Scientists discover new concept of bacterial gene regulation

Bacteria are always with us: These tiny organisms are found within and on our body as is the case with all animals and plants. As part of a healthy microbiome they ensure our wellbeing. But if the microbial community gets dysbalanced, infections can follow. Even in soil and water they are a crucial component of the respective environments and their functioning.

Still, we are just beginning to understand these essential unicellular organisms. The Jena microbiologist Prof. Kai Papenfort and his team were able to shed more light on this subject with their latest publication in the journal eLife. They discovered a new mechanism of autoregulation during gene expression that relies on small regulatory ribonucleic acids (sRNAs) and the major endoribonuclease RNase E.
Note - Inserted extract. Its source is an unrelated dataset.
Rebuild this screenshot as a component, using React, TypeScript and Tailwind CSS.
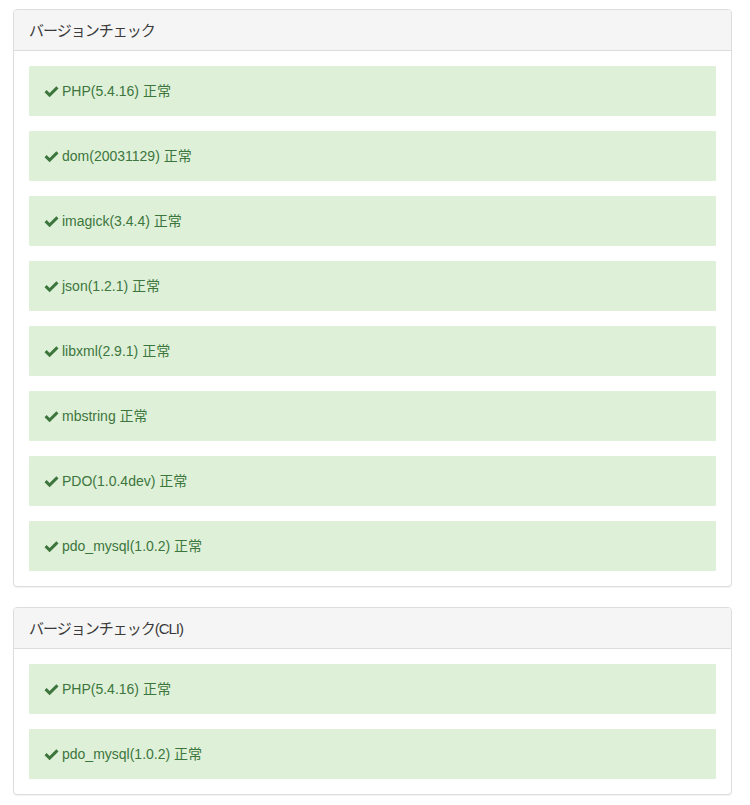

"This autoregulation controls gene expression—that means, the proteins are synthesized based on genetic information. Bacteria use this process to adapt to their environment for example," explains Papenfort, Chair of General Microbiology at the Friedrich Schiller University Jena. The sRNAs play a decisive role in gene regulation. Through their interaction with the messenger RNA they influence the structure or metabolism of the bacterium, among other things.

"Based on the collected data, we were able to show that sRNAs from a specific section of the messenger RNA serve as autoregulatory elements. That allows negative feedback control at the post-transcriptional level," says Papenfort. Negative feedback regulation is very common in biology. It often has a stabilizing effect. For example, in humans both the regulation of body temperature and blood pressure are due to negative feedback regulation. Normally, the feedback controls are triggered by the corresponding proteins during transcription. "It is notable, that the autoregulatory small RNAs we have discovered are independent of auxiliary transcription factors. Therefore, they provide a more rapid response," continues Papenfort.

With the findings from this study, Papenfort's team contributes to the research of the Cluster of Excellence "Balance of the Microverse" at the Friedrich Schiller University Jena. Its goal is to generate a holistic understanding of microorganisms, their interaction and communication with each other and with their environment.